Post by orriskitten on Sept 7, 2015 15:26:18 GMT -5
I think I need to come back and read this later with a more open mind... When I'm not seeing red and my head isn't screaming "boo hoo poor little rich kids."
I think I need to come back and read this later with a more open mind... When I'm not seeing red and my head isn't screaming "boo hoo poor little rich kids."
I worked with very poor kids and very rich kids. Both were challenging in different ways. It taught me to never underestimate how messed up rich and privileged people can be. And they often end up in positions of power so hopefully they get themselves sorted at some point before they get to us.
I think I need to come back and read this later with a more open mind... When I'm not seeing red and my head isn't screaming "boo hoo poor little rich kids."
I worked with very poor kids and very rich kids. Both were challenging in different ways. It taught me to never underestimate how messed up rich and privileged people can be. And they often end up in positions of power so hopefully they get themselves sorted at some point before they get to us.
I do know how messed up rich and privileged people can be, but in my own experience I have a hard time with it. I went to an expensive private university with kids who were very rich and very privileged and so incredibly fucked up. But they could skate through and do drugs and graduate. I busted my ass and fought constantly to make sure my scholarship went through (financial aid gave me constant issues. My mom was so poor that we didn't file taxes because she didn't have enough income, only a very small disability income and financial aid made me bend over backwards every semester for weeks each time) and keep my gpa up to stay in my program, while the rich boys came to class and at the last class of the semester announced "guys, this is my first class I'm in sober." Things like that crushed me. And it was 3 guys in a class of 10 doing this.
I do hope for them and the roles that they'll fulfill in their futures that they can find the help they need to think for themselves and learn to do what they love, rather than just their duties. It's just hard sometimes.
I'm happy to see a couple of them have gotten their acts together some and seem to be informed citizens no longer in a drug haze, though.
I think I need to come back and read this later with a more open mind... When I'm not seeing red and my head isn't screaming "boo hoo poor little rich kids."
That's a pretty big generalization. I went to an Ivy League school and I am not wealthy by any stretch. I worked my ass off in high school and college, and I knew many many people like me. Sure, there were privileged assholes, but there are privileged assholes everywhere.
I didn't really agree with this article. I had a great college experience, I feel like I got a great education while being able to make mistakes and learning from them.

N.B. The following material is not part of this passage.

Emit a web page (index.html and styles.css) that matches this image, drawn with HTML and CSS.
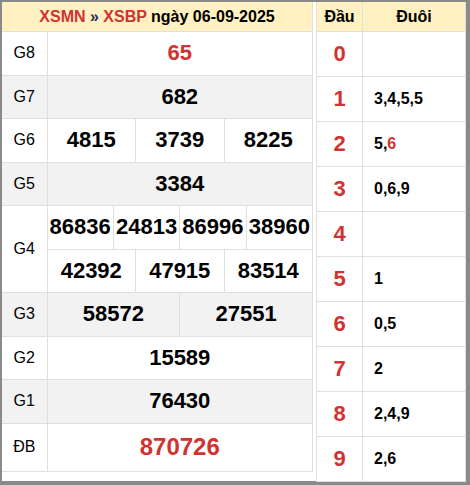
FILE: index.html
```html
<!DOCTYPE html>
<html lang="vi">
<head>
<meta charset="utf-8">
<link rel="stylesheet" href="styles.css">
</head>
<body>
<div class="frame">
  <table class="kq">
    <colgroup>
      <col class="c-label">
      <col><col><col><col><col><col><col><col><col><col><col><col>
    </colgroup>
    <thead>
      <tr><th colspan="13" class="title"><span class="red">XSMN</span> <span class="sep">»</span> <span class="red">XSBP</span> ngày 06-09-2025</th></tr>
    </thead>
    <tbody>
      <tr class="r"><td class="lbl">G8</td><td colspan="12" class="num red">65</td></tr>
      <tr class="r alt"><td class="lbl">G7</td><td colspan="12" class="num">682</td></tr>
      <tr class="r"><td class="lbl">G6</td><td colspan="4" class="num">4815</td><td colspan="4" class="num">3739</td><td colspan="4" class="num">8225</td></tr>
      <tr class="r alt"><td class="lbl">G5</td><td colspan="12" class="num">3384</td></tr>
      <tr class="r"><td class="lbl" rowspan="2">G4</td><td colspan="3" class="num">86836</td><td colspan="3" class="num">24813</td><td colspan="3" class="num">86996</td><td colspan="3" class="num">38960</td></tr>
      <tr class="r"><td colspan="4" class="num">42392</td><td colspan="4" class="num">47915</td><td colspan="4" class="num">83514</td></tr>
      <tr class="r alt"><td class="lbl">G3</td><td colspan="6" class="num">58572</td><td colspan="6" class="num">27551</td></tr>
      <tr class="r"><td class="lbl">G2</td><td colspan="12" class="num">15589</td></tr>
      <tr class="r alt"><td class="lbl">G1</td><td colspan="12" class="num">76430</td></tr>
      <tr class="r db"><td class="lbl">ĐB</td><td colspan="12" class="num red big">870726</td></tr>
    </tbody>
  </table>
  <table class="lt">
    <colgroup><col class="c-dau"><col></colgroup>
    <thead>
      <tr><th>Đầu</th><th>Đuôi</th></tr>
    </thead>
    <tbody>
      <tr><td class="dau">0</td><td class="duoi"></td></tr>
      <tr><td class="dau">1</td><td class="duoi">3,4,5,5</td></tr>
      <tr><td class="dau">2</td><td class="duoi">5,<span class="red">6</span></td></tr>
      <tr><td class="dau">3</td><td class="duoi">0,6,9</td></tr>
      <tr><td class="dau">4</td><td class="duoi"></td></tr>
      <tr><td class="dau">5</td><td class="duoi">1</td></tr>
      <tr><td class="dau">6</td><td class="duoi">0,5</td></tr>
      <tr><td class="dau">7</td><td class="duoi">2</td></tr>
      <tr><td class="dau">8</td><td class="duoi">2,4,9</td></tr>
      <tr><td class="dau">9</td><td class="duoi">2,6</td></tr>
    </tbody>
  </table>
</div>
</body>
</html>
```

FILE: styles.css
```css
html, body {
  margin: 0;
  padding: 0;
  background: #ffffff;
}
body {
  font-family: "Liberation Sans", Arial, sans-serif;
  color: #000;
}
.frame {
  width: 464px;
  height: 479px;
  border-style: solid;
  border-color: #8a8a8a;
  border-width: 2px 4px 4px 2px;
  display: flex;
  align-items: flex-start;
  gap: 3px;
  background: #fff;
}
table {
  border-collapse: collapse;
  table-layout: fixed;
}
td, th {
  padding: 0;
  border: 1px solid #e3dfd8;
}
.red { color: #d13232; }
.kq {
  width: 311px;
  border-left: none;
  border-top: none;
}
.kq col.c-label { width: 45px; }
.kq th.title {
  height: 29px;
  background: #fff1c2;
  font-size: 16px;
  font-weight: bold;
  text-align: center;
  border-left: none;
  border-top: none;
}
.kq .sep { color: #1c2b5c; }
.kq tr.r td { height: 42.5px; }
.kq tr.db td { height: 47px; }
.kq tr.alt td { background: #f2f2f2; }
.kq td.lbl {
  font-size: 16px;
  text-align: center;
  border-left: none;
}
.kq td.num {
  font-size: 22px;
  font-weight: bold;
  text-align: center;
  white-space: nowrap;
}
.kq td.big { font-size: 24px; }
.lt {
  width: 150px;
}
.lt col.c-dau { width: 46px; }
.lt th {
  height: 29px;
  background: #fff1c2;
  font-size: 16px;
  font-weight: bold;
  text-align: center;
  border-top: none;
}
.lt td { height: 44px; }
.lt td.dau {
  font-size: 22px;
  font-weight: bold;
  color: #d13232;
  text-align: center;
}
.lt td.duoi {
  font-size: 16px;
  font-weight: bold;
  padding-left: 11px;
}
```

Maybe this applies to some people, but I don't feel like it was the norm at my school (at least among my crew, which was a reasonably diverse group of students).
"Hello babies. Welcome to Earth. It's hot in the summer and cold in the winter. It's round and wet and crowded. On the outside, babies, you've got a hundred years here. There's only one rule that I know of, babies-"God damn it, you've got to be kind.”
The thing is, this article kind of blames the kids and parents but this is precisely the situation that these elite colleges have set up. If you don't get all As in every top level class, if you aren't captain of the team (make that at least three teams), if you aren't superior in every way, you don't stand a chance at these schools (even if you do do all of that, you still probably won't get in). The admissions committees leave zero room for anything less than perfection, particularly from middle class kids. And they're the ones promoting the idea that their schools - and their schools alone -- are the guaranteed path to success, they are a middle class kids ticket to the big leagues, into a better life and a life of excellence and success. They're the ones encouraging more and more kids to apply so they can take in those application fees and increase their rejection rate, thus raising their spot in the latest college rankings.
So maybe it's time for some self reflection from these schools.
I think I need to come back and read this later with a more open mind... When I'm not seeing red and my head isn't screaming "boo hoo poor little rich kids."
That's not how I interpreted the article and I'm sorry your college experience was characterized by self important assholes.
However I understood the article to be saying that the kids at elite institutions are being trained to be sheep and just jump through the next hoop. The colleges and their pre-college experiences are failing to prepare them for actual critical thinking, innovation, creativity and leadership.
As a product of that type of environment (although I did not attend an ivy) I agree. I've said for years that I feel that my education and upbringing taught me to do just that - jump through hoops and follow a plan that someone else developed. And I keep doing the next thing because it's what I was supposed to do. Now I want to do something else. I don't know what it is but it's not what I've been doing.